Why is bayesopt scaling badly?

8 visualizzazioni (ultimi 30 giorni)

Piers Lillystone il 1 Feb 2021

0
Link

Link diretto a questa domanda

https://it.mathworks.com/matlabcentral/answers/732798-why-is-bayesopt-scaling-badly

Commentato: stdrj il 3 Mag 2024

Hello,

I've been using bayesopt to find the minimum to a rather complex objective function and I've run into a performance issue I am unable to solve. The basic outline of the code is below:

% get_optvars creates the optimizableVariables from an input list
optimizable_variables = get_optvars(variable_list);
% Manipulate_Matrix is a handle class, which manipulates the input data - a numerical matrix
matrix_class = Manipulate_Matrix(data);
obj_fn = @(v) optimize_output(v, matrix_class);
% Optimize.
results = bayesopt(obj_fn, vars, ...
                  'MaxObjectiveEvaluations', 200, 'UseParallel', true, ...
                  'XConstraintFcn', @DeterministicConstraints, ...
                  'ConditionalVariableFcn', @ConditionalConstraints);
% Objective function
function objective = optimize_output(v, matrix_class)
    % perform_method manipulates the data and saves the objective value to a class property.
    matrix_class.perform_method(v);
    objective = matrix_class.property_A;
end

My issue is that if I scale up the input data the optimization process ('total elapsed time' in the optimizer output) increases by an order of magnitude, without a corresponding increase in the total objective function time taken.

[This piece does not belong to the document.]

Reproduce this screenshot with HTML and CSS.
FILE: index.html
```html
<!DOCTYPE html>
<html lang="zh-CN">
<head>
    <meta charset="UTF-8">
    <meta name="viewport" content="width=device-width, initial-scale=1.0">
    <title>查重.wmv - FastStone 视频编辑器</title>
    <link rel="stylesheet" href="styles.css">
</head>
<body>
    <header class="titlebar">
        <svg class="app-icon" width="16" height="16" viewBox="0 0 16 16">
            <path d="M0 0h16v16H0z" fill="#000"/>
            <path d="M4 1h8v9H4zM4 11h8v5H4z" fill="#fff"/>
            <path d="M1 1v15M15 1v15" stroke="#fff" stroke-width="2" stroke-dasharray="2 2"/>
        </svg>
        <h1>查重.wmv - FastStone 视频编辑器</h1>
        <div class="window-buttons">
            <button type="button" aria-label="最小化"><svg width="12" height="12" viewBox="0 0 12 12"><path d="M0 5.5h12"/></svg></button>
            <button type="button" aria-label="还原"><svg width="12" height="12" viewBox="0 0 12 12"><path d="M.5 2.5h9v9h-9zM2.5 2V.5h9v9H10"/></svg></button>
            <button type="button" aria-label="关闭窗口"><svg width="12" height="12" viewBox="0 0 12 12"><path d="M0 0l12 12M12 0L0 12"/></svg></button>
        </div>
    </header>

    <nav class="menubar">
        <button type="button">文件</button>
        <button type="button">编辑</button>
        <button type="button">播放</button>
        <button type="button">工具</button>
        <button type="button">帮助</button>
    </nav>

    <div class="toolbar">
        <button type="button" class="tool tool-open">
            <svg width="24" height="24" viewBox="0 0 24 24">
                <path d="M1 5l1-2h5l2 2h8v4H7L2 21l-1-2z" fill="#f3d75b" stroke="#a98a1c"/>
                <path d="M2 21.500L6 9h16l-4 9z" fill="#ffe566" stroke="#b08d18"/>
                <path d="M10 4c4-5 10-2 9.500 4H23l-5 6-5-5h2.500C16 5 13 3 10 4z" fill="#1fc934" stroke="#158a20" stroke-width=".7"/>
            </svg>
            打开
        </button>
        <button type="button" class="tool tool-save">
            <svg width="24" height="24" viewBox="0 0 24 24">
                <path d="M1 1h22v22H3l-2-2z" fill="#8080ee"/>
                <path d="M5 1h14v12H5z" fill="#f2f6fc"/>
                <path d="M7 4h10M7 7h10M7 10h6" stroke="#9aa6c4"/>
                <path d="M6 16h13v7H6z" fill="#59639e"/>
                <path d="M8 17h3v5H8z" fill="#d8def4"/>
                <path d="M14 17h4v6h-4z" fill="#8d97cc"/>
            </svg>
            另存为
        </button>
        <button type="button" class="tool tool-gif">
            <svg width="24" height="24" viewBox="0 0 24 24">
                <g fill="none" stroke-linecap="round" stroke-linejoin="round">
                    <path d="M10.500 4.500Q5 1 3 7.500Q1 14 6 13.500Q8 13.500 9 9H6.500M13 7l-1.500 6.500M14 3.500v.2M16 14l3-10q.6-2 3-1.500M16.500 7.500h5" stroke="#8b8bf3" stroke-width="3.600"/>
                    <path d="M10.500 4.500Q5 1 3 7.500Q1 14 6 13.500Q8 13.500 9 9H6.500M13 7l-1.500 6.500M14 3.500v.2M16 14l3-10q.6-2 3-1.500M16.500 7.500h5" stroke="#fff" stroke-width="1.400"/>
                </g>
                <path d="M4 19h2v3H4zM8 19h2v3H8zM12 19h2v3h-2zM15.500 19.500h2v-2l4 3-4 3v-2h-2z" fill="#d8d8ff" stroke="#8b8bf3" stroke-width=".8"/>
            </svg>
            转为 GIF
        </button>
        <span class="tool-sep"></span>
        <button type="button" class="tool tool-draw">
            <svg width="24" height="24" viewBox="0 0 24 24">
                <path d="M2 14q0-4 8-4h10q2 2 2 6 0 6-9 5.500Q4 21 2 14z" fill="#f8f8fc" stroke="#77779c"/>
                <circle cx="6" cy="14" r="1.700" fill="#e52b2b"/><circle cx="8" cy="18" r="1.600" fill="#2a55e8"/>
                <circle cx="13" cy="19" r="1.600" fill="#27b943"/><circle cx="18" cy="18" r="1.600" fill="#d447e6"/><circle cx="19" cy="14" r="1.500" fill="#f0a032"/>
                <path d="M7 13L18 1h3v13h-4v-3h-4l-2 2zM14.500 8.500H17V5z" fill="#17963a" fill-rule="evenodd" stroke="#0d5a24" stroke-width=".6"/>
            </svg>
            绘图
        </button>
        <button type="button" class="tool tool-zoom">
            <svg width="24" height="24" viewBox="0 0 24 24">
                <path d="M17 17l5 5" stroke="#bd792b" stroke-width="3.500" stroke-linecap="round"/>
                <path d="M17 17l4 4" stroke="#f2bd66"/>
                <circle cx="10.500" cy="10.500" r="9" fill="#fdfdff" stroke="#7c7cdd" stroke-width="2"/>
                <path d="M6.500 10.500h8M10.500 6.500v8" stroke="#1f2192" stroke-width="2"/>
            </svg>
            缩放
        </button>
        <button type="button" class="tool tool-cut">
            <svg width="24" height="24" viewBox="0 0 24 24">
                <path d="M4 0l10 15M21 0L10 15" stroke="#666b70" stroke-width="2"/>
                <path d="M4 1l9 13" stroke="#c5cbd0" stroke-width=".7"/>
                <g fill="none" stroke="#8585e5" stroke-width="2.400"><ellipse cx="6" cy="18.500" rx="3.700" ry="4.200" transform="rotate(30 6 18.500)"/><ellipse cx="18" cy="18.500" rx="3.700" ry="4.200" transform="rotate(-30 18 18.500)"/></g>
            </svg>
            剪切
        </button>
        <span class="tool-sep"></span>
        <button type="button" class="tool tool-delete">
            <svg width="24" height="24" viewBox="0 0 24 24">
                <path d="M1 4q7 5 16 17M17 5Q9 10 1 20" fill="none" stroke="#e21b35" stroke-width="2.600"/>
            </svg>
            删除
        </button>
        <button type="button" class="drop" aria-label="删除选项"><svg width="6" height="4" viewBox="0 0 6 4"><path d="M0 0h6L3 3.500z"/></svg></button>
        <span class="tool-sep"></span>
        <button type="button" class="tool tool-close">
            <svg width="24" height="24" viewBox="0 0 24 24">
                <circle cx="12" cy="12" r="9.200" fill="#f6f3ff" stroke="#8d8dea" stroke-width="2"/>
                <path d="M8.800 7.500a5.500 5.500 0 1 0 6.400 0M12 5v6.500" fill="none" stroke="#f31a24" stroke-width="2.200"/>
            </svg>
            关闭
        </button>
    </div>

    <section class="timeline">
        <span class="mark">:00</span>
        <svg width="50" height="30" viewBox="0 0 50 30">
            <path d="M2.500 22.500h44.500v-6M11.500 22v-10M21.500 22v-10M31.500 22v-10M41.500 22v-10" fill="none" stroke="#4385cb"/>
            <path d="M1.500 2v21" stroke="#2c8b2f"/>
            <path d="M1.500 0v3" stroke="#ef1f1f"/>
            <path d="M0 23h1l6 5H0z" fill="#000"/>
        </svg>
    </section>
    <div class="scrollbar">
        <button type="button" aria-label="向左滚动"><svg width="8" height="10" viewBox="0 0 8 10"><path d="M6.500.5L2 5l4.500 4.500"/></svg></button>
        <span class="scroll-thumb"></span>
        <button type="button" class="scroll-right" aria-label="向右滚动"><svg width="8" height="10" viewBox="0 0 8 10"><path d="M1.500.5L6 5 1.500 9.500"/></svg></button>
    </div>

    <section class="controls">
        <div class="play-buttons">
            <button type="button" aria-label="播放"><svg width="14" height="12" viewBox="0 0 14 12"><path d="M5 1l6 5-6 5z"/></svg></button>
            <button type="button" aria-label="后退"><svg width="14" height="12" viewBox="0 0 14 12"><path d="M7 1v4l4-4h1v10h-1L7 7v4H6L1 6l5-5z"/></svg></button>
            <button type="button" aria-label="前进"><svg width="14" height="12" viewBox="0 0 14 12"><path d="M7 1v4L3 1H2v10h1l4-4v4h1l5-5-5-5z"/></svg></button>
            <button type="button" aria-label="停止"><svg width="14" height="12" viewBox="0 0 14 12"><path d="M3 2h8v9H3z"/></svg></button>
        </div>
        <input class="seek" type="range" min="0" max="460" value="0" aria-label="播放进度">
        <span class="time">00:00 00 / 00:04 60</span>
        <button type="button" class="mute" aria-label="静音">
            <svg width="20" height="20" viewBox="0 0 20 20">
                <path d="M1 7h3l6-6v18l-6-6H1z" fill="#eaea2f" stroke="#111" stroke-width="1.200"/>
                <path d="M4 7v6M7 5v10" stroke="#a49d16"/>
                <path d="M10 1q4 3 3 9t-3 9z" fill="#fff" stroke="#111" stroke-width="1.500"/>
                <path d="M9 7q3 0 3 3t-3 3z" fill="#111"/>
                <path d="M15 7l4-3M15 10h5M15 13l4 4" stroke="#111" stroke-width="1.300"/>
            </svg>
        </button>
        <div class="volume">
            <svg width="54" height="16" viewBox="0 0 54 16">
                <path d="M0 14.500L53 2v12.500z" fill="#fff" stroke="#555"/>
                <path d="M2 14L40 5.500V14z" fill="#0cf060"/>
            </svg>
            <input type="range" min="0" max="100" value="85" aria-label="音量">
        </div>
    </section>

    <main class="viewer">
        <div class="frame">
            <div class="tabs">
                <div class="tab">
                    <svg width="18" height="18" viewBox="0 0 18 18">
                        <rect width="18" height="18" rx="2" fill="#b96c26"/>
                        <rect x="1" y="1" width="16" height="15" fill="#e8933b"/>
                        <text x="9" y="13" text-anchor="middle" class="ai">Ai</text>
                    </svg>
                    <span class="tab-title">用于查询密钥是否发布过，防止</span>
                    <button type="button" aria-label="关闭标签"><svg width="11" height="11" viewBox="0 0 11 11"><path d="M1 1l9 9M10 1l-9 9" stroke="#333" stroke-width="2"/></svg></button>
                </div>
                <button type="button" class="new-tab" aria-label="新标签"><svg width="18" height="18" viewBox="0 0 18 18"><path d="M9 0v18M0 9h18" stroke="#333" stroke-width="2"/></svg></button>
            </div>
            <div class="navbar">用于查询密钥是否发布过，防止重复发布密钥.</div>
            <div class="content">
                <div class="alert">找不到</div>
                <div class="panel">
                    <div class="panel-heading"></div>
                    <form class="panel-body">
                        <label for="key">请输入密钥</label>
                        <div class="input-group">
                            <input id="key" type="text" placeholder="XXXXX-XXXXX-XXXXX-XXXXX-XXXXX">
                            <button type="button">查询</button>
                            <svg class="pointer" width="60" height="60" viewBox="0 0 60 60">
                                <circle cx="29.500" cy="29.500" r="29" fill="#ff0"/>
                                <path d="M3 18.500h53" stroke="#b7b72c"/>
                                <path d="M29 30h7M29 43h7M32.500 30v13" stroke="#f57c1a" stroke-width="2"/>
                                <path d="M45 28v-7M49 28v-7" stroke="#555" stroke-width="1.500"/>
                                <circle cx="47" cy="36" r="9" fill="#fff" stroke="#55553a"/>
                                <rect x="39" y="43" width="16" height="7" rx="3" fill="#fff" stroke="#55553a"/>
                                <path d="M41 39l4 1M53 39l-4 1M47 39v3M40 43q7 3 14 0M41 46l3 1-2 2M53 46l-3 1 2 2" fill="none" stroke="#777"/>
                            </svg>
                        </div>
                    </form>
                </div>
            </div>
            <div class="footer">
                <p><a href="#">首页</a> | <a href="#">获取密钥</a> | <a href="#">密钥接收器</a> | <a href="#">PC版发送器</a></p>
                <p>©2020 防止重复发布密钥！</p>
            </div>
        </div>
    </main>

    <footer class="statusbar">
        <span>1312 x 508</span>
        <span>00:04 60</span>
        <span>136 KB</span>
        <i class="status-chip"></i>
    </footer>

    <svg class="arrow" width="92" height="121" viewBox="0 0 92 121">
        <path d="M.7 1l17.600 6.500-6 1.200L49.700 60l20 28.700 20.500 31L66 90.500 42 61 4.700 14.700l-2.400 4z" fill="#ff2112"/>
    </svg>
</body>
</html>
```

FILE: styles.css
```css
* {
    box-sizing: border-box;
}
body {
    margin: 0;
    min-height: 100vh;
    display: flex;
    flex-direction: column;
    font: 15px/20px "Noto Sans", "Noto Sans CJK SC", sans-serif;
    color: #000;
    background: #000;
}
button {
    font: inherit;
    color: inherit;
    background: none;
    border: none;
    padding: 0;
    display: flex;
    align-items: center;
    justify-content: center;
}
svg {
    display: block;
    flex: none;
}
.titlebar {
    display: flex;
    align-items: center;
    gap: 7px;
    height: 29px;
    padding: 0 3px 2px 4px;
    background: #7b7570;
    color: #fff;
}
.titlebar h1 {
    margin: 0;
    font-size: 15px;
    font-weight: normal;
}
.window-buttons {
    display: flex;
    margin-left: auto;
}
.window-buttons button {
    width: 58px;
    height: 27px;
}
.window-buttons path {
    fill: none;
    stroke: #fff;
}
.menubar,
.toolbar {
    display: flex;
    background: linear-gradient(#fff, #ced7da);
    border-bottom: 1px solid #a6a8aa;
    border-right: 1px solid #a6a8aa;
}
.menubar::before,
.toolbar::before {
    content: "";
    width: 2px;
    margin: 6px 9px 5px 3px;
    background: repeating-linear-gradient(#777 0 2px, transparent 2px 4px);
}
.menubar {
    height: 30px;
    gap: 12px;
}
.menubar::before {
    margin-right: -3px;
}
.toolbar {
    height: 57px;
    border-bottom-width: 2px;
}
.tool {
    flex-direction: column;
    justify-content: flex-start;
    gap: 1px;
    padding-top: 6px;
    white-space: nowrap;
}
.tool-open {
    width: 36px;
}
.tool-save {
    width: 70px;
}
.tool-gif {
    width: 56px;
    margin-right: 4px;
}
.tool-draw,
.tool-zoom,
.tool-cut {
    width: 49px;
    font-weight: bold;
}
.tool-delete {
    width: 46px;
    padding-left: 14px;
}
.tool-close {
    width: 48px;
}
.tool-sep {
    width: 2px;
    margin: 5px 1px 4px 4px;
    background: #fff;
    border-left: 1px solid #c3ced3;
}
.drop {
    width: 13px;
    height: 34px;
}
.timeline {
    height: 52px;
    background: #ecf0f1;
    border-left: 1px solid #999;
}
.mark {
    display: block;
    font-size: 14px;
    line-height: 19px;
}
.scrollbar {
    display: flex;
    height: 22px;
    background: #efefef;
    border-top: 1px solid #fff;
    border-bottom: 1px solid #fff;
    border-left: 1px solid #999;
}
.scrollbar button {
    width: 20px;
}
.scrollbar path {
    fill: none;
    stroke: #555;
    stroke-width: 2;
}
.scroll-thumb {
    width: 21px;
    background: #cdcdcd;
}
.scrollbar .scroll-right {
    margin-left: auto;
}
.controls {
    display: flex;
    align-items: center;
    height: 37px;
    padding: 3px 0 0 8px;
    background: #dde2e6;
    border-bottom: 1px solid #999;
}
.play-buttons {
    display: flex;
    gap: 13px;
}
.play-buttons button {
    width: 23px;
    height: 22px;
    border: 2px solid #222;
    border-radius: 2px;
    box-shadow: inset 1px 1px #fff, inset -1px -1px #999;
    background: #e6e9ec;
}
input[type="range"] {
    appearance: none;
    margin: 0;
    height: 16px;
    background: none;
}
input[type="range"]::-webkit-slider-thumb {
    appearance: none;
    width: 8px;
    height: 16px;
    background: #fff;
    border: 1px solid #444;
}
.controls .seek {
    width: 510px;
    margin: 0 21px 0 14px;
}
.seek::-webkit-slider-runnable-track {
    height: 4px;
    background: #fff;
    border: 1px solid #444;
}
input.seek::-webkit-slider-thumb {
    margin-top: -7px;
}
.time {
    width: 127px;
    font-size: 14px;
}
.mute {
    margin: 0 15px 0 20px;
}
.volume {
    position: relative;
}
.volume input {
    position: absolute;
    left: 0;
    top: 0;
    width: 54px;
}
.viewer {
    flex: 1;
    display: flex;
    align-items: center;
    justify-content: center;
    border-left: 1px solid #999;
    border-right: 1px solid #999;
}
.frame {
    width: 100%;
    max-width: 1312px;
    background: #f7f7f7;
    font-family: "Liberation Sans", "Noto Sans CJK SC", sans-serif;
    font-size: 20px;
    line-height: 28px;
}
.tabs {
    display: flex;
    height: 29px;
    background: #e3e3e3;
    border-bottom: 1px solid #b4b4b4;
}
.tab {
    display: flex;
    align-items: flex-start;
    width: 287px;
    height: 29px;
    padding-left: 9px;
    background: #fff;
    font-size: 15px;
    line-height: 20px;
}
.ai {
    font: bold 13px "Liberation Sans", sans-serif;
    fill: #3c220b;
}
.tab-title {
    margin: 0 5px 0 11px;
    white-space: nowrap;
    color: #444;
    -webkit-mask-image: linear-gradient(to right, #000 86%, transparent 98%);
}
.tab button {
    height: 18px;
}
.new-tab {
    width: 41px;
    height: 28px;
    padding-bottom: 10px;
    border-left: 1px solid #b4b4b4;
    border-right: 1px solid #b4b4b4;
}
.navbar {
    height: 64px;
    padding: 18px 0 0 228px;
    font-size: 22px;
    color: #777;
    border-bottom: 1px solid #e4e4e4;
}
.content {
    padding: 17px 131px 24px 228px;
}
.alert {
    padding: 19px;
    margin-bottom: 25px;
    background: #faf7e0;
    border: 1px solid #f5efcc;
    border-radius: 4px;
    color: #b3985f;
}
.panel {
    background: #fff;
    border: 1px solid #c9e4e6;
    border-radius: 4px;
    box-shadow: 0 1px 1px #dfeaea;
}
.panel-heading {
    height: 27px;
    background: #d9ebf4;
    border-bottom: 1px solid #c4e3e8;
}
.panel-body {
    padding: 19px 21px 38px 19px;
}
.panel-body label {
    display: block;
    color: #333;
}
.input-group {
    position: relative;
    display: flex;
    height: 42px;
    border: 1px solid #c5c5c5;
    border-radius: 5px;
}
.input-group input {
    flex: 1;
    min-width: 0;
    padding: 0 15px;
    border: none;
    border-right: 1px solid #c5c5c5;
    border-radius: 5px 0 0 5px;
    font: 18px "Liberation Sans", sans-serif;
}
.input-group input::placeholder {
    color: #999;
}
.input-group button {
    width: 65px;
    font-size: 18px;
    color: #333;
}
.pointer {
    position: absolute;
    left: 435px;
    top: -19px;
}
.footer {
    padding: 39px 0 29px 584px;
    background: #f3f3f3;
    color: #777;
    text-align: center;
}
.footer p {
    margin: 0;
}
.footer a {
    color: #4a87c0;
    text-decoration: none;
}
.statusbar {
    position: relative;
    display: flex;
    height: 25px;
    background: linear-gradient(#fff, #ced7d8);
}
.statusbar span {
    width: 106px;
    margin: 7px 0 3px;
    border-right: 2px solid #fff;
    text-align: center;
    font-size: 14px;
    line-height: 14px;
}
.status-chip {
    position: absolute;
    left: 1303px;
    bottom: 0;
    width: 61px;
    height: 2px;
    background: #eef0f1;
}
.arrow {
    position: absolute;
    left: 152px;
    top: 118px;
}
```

For example, if the input data is 1000 x 20 the optimization takes about 160 seconds (the problem has about 20 variables, both categorical and numeric), with an average objective function evaluation time of about 0.02 seconds. However, if I scale the input data to 10,000 x 20, and change nothing else in the code, the average objective function evaluation time scales linearly to 0.2 seconds, but the total optimization time is now 2000 seconds. (c.f. a total objective evaluation time of 4 secs vs 40 secs for the two tests)

At first I thought it was due to the data being copied to each of the parallel workers inefficiently so I followed all the possibilities here https://www.mathworks.com/help/stats/parallel_bayesian_optimization.html but none gave any significant improvement. The best (marginal) imporvement I could find was to make "optimizer_output" a nested function, embedding matrix_class into the function definition, and then copy that directly to the workers. However, the scaling issue still persists.

I'm at a loss to work out why bayesopt is taking disproportionately longer for larger input. As far as I am aware bayesopt should have no idea it's being passed larger data, only that the objective function evaluation takes longer and the internal gpr models are still fitting on the same set of variables, so why is the optimizer scaling so badly?

Thanks for any help you can provide!

Piers